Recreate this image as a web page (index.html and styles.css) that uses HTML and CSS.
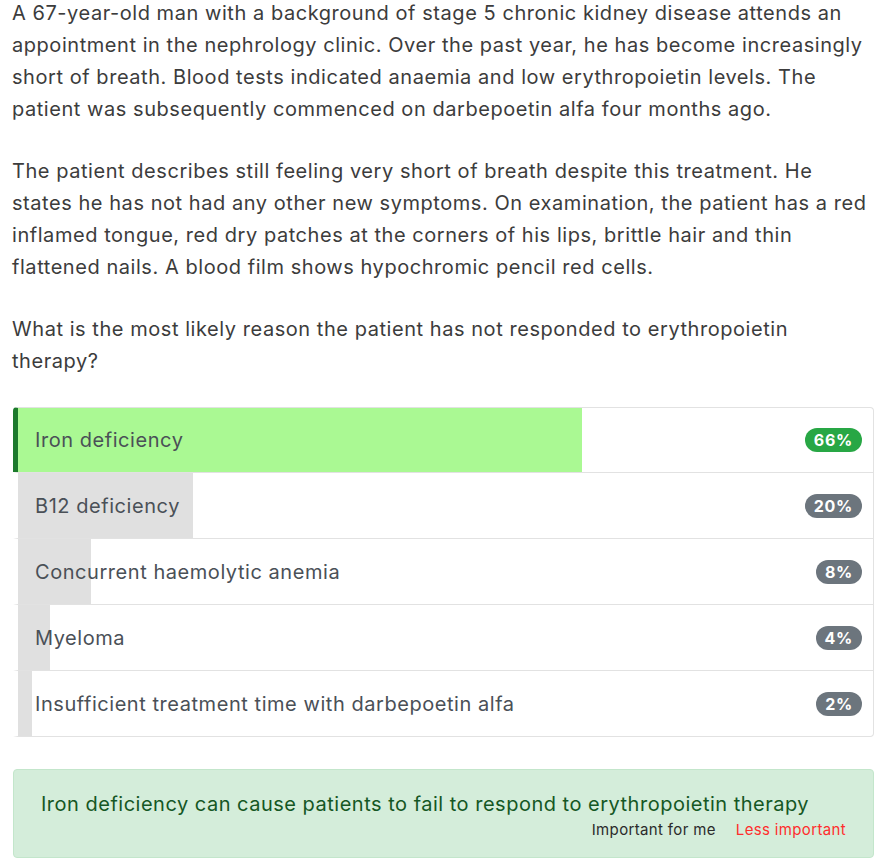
FILE: index.html
```html
<!DOCTYPE html>
<html>
<head>
<meta charset="utf-8">
<link rel="stylesheet" href="styles.css">
</head>
<body>
<div class="page">
  <p class="stem">A 67-year-old man with a background of stage 5 chronic kidney disease attends an appointment in the nephrology clinic. Over the past year, he has become increasingly short of breath. Blood tests indicated anaemia and low erythropoietin levels. The patient was subsequently commenced on darbepoetin alfa four months ago.</p>
  <p class="stem">The patient describes still feeling very short of breath despite this treatment. He states he has not had any other new symptoms. On examination, the patient has a red inflamed tongue, red dry patches at the corners of his lips, brittle hair and thin flattened nails. A blood film shows hypochromic pencil red cells.</p>
  <p class="stem">What is the most likely reason the patient has not responded to erythropoietin therapy?</p>

  <ul class="answers">
    <li class="answer correct" style="--p:66%"><span class="label">Iron deficiency</span><span class="badge badge-success">66%</span></li>
    <li class="answer" style="--p:20.5%"><span class="label">B12 deficiency</span><span class="badge">20%</span></li>
    <li class="answer" style="--p:8.5%"><span class="label">Concurrent haemolytic anemia</span><span class="badge">8%</span></li>
    <li class="answer" style="--p:3.7%"><span class="label">Myeloma</span><span class="badge">4%</span></li>
    <li class="answer" style="--p:1.6%"><span class="label">Insufficient treatment time with darbepoetin alfa</span><span class="badge">2%</span></li>
  </ul>

  <div class="explain">
    <div class="explain-text">Iron deficiency can cause patients to fail to respond to erythropoietin therapy</div>
    <div class="explain-actions">
      <span class="act">Important for me</span>
      <span class="act less">Less important</span>
    </div>
  </div>
</div>
</body>
</html>
```

FILE: styles.css
```css
html, body {
  margin: 0;
  padding: 0;
  background: #fff;
}
body {
  font-family: Inter, "Noto Sans", "Liberation Sans", sans-serif;
  color: #3c3c3c;
  letter-spacing: 0.55px;
}
.page {
  padding: 0 10px 0 12px;
  margin-top: -3px;
}
.stem {
  margin: 0 0 30px 0;
  font-size: 20px;
  line-height: 32px;
}
.answers {
  list-style: none;
  margin: 0 0 32px 1px;
  padding: 0;
}
.answer {
  display: flex;
  align-items: center;
  justify-content: space-between;
  height: 65px;
  box-sizing: border-box;
  padding: 0 11px 0 17px;
  border-top: 1px solid #e2e2e2;
  border-right: 1px solid #e2e2e2;
  border-left: 5px solid transparent;
  background-image: linear-gradient(to right, #e0e0e0 var(--p), #fff var(--p));
  background-origin: padding-box;
  background-clip: padding-box;
  color: #4a5057;
  font-size: 20px;
}
.answer + .answer {
  height: 66px;
}
.answer:last-child {
  border-bottom: 1px solid #e2e2e2;
  border-bottom-right-radius: 4px;
  height: 67px;
}
.answer.correct {
  border-left-color: #1c7a2c;
  border-top-left-radius: 4px;
  border-top-right-radius: 4px;
  background-image: linear-gradient(to right, #aaf993 var(--p), #fff var(--p));
}
.badge {
  display: inline-block;
  background: #6c757d;
  color: #fff;
  font-weight: 700;
  font-size: 16px;
  line-height: 16px;
  letter-spacing: 0.7px;
  padding: 4px 9px;
  border-radius: 12px;
}
.badge-success {
  background: #28a745;
}
.explain {
  margin-left: 1px;
  background: #d4edda;
  border: 1px solid #c3e6cb;
  border-radius: 4px;
  padding: 22px 27px 17px 27px;
  color: #155724;
}
.explain-text {
  font-size: 20px;
  line-height: 24px;
  letter-spacing: 0.5px;
}
.explain-actions {
  display: flex;
  justify-content: flex-end;
  gap: 20px;
  margin-top: 4px;
  font-size: 15px;
  line-height: 20px;
  letter-spacing: 0.35px;
}
.act {
  color: #2b2b2b;
}
.act.less {
  color: #ff2d2d;
}
```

__YOUR TASK__: State the count of lines that contain the string "styles". Nothing else is needed.

__FULL ANSWER__: 3